“100, 500 ya da 1000 başlık damızlık etçi ırk işletmeleri kurun” çağrısı yapan Tarım ve Orman Bakanı İbrahim Yumaklı’nın önceliği mevcut çiftçiyi nasıl koruyacağını ve geliştireceğini planlamak olmalı.
Tarım ve Orman Bakanı İbrahim Yumaklı’nın Türkiye Odalar ve Borsalar Birliği (TOBB) Genişletilmiş Ticaret Borsaları Konsey Toplantısı’nda yaptığı konuşmada üyelere “100, 500 ya da 1000 başlık damızlık etçi ırk işletmeleri kurun” çağrısı tarım politikalarımızın uzun süredir yanlış eksende döndüğünün bir göstergesi olarak karşımıza çıkıyor. Bu yaklaşım, küçük aile işletmelerinin sırtında yükselen Türk tarımını görmezden gelip, zengin yatırımcılara teşvik sağlamayı hedefliyor. Bugüne kadar verilen hibelerin çoğunlukla parası olana yönelmiş olması, bu çağrının da aynı sınıfsal tercihi devam ettirdiğini gösteriyor.
Katıldığı özel bir televizyon yayınında hayvancılık yatırımları için ucuz kredi vadeden Yumaklı’nın bu açıklamalarının aslında zenginleri hayvancılığa teşvik etmek için bir strateji olduğu şimdi daha net anlaşılıyor. Küçük çiftçiler bu planlarda yine figüran, büyük sermaye ise başrolde yer alıyor.
Küçük üreticiler nerede?
Türkiye tarımının bel kemiği olan küçük aile işletmeleri yıllardır göz ardı ediliyor. Girdi maliyetlerinin her geçen gün arttığı bir ortamda, bu işletmeler ayakta kalmak için yoğun mücadele verirken, hükümetin politikaları zengin yatırımcıların iştahını kabartmaya odaklanıyor. Halbuki yerel ekonomiyi canlandıracak, köyden kente göçü durduracak ve tarımda sürdürülebilirliği sağlayacak çözümler tam da bu küçük aile işletmelerine destek olmaktan geçiyor.
Sayın Bakan, damızlık etçi ırk işletmeleri için kaynak ayırmak istiyorsa, bu kaynaklar neden küçük üreticilere yönlendirilmesin? 10-20 başlık işletmelerle başlayan projeler, doğru bir planlama ve destek mekanizmasıyla kırsaldaki binlerce üreticiyi güçlendirebilir. Ancak görünen o ki, zengin yatırımcılara yönelik bu çağrı, tarım politikalarımızın sınıfsal bir tercih yaptığını bir kez daha gözler önüne seriyor.
Faruk Çelik dönemindeki çağrının ısıtılmış hali
Yumaklı’nın bu çağrısı eski Tarım Bakanı Faruk Çelik döneminde gündeme gelen ve hedeflerine ulaşamayan damızlık üretim merkez projelerini hatırlatıyor.
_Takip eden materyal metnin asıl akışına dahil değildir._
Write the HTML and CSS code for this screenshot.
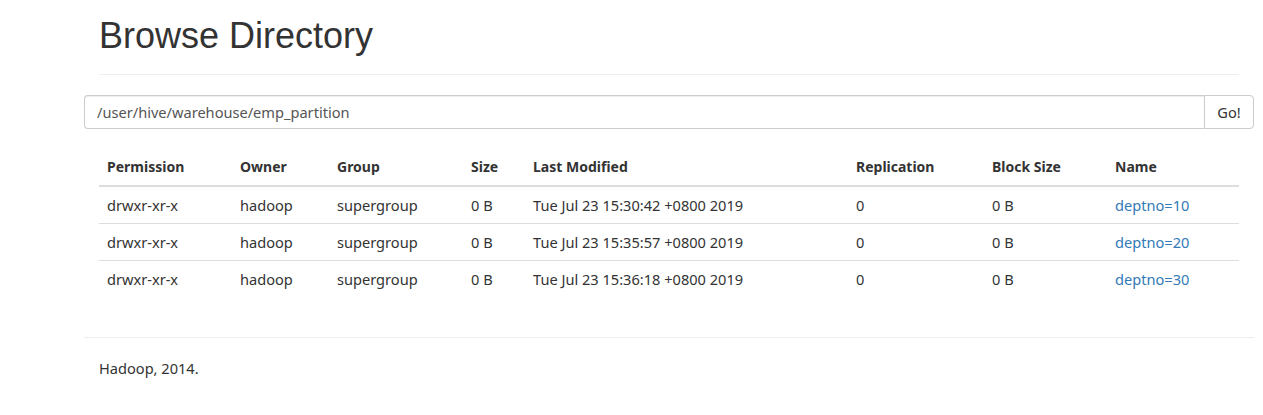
FILE: index.html
```html
<!DOCTYPE html>
<html>
<head>
<meta charset="utf-8">
<link rel="stylesheet" href="styles.css">
</head>
<body>
<div class="container">
  <div class="page-header"><h1>Browse Directory</h1></div>
  <div class="input-group">
    <input class="form-control" type="text" value="/user/hive/warehouse/emp_partition">
    <button class="btn">Go!</button>
  </div>
  <div class="table-wrap">
    <table class="table">
      <thead>
        <tr>
          <th class="c-perm">Permission</th>
          <th class="c-owner">Owner</th>
          <th class="c-group">Group</th>
          <th class="c-size">Size</th>
          <th class="c-mod">Last Modified</th>
          <th class="c-rep">Replication</th>
          <th class="c-block">Block Size</th>
          <th class="c-name">Name</th>
        </tr>
      </thead>
      <tbody>
        <tr>
          <td>drwxr-xr-x</td><td>hadoop</td><td>supergroup</td><td>0 B</td>
          <td>Tue Jul 23 15:30:42 +0800 2019</td><td>0</td><td>0 B</td>
          <td><a href="#">deptno=10</a></td>
        </tr>
        <tr>
          <td>drwxr-xr-x</td><td>hadoop</td><td>supergroup</td><td>0 B</td>
          <td>Tue Jul 23 15:35:57 +0800 2019</td><td>0</td><td>0 B</td>
          <td><a href="#">deptno=20</a></td>
        </tr>
        <tr>
          <td>drwxr-xr-x</td><td>hadoop</td><td>supergroup</td><td>0 B</td>
          <td>Tue Jul 23 15:36:18 +0800 2019</td><td>0</td><td>0 B</td>
          <td><a href="#">deptno=30</a></td>
        </tr>
      </tbody>
    </table>
  </div>
  <hr class="footer-rule">
  <div class="footer">Hadoop, 2014.</div>
</div>
</body>
</html>
```

FILE: styles.css
```css
* { box-sizing: border-box; }
html, body { margin: 0; padding: 0; background: #fff; }
body {
  font-family: "Noto Sans", "Open Sans", sans-serif;
  font-size: 14.6px;
  line-height: 20px;
  color: #333;
}
.container {
  width: 1170px;
  margin: 0 0 0 84px;
}
.page-header {
  margin: 0 15px 20px;
  padding: 16px 0 0;
  height: 75px;
  border-bottom: 1px solid #eee;
}
.page-header h1 {
  margin: 0;
  font-family: "Liberation Sans", Arial, sans-serif;
  font-weight: 500;
  font-size: 36px;
  line-height: 40px;
  color: #333;
}
.input-group {
  display: flex;
  height: 34px;
  margin-bottom: 20px;
}
.form-control {
  flex: 1;
  height: 34px;
  padding: 6px 12px;
  font-family: "Noto Sans", sans-serif;
  font-size: 14.6px;
  color: #555;
  border: 1px solid #ccc;
  border-right: none;
  border-radius: 4px 0 0 4px;
  box-shadow: inset 0 1px 1px rgba(0,0,0,.075);
  outline: none;
}
.btn {
  width: 50px;
  height: 34px;
  padding: 6px 0;
  font-family: "Noto Sans", sans-serif;
  font-size: 14.6px;
  color: #333;
  background: #fff;
  border: 1px solid #ccc;
  border-radius: 0 4px 4px 0;
}
.table-wrap { padding: 0 15px; }
.table {
  width: 100%;
  border-collapse: collapse;
  border-spacing: 0;
}
.table th, .table td {
  padding: 8px;
  text-align: left;
  vertical-align: top;
  line-height: 20px;
}
.table th {
  font-weight: 700;
  font-size: 14px;
  border-bottom: 2px solid #ddd;
}
.table td { border-top: 1px solid #ddd; }
.table tbody tr:first-child td { border-top: none; }
.c-perm { width: 133px; }
.c-owner { width: 97px; }
.c-group { width: 134px; }
.c-size { width: 62px; }
.c-mod { width: 323px; }
.c-rep { width: 136px; }
.c-block { width: 123px; }
.c-name { width: 132px; }
a { color: #337ab7; text-decoration: none; }
.footer-rule {
  margin: 40px 0 0;
  border: 0;
  border-top: 1px solid #eee;
}
.footer {
  padding: 20px 15px;
}
```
O dönemde büyük umutlarla açıklanan bu projeler için Bakan Çelik “38 ilimizde damızlık düve merkezi, 31 ilimizde damızlık koç ve teke merkezi, 13 ilimizde de damızlık manda üretim merkezleri oluşturduk. Amacımız, hayvancılık yapan üreticilerimizin, bu merkezlerden aracısız olarak ‘kültür ırk’ değimiz verimli ırklardan uygun fiyatla alması ve hayvancılığı bu şekilde devam ettirmesi. Bu merkezler Türkiye’nin her yerinde oluşmaya başladı. Çok ciddi destekler var. Böylece ucuz mal temin edip hayvancılıkla uğraşan kardeşimiz inanıyorum ki daha hevesle ve şevkle çalışıp daha çok kazanacak. İşte biz üreticimizin daha çok kazanacağı bir hayvancılığı geliştireceğiz” demişti. Ne oldu o projelere? Ya başlamadı ya da yarım kaldı. Neden mi? Gerçek üreticiyi, köydeki çiftçiyi sürece dahil etmeyen bir proje, ne yazık ki kağıt üzerinde kalmaya mahkum.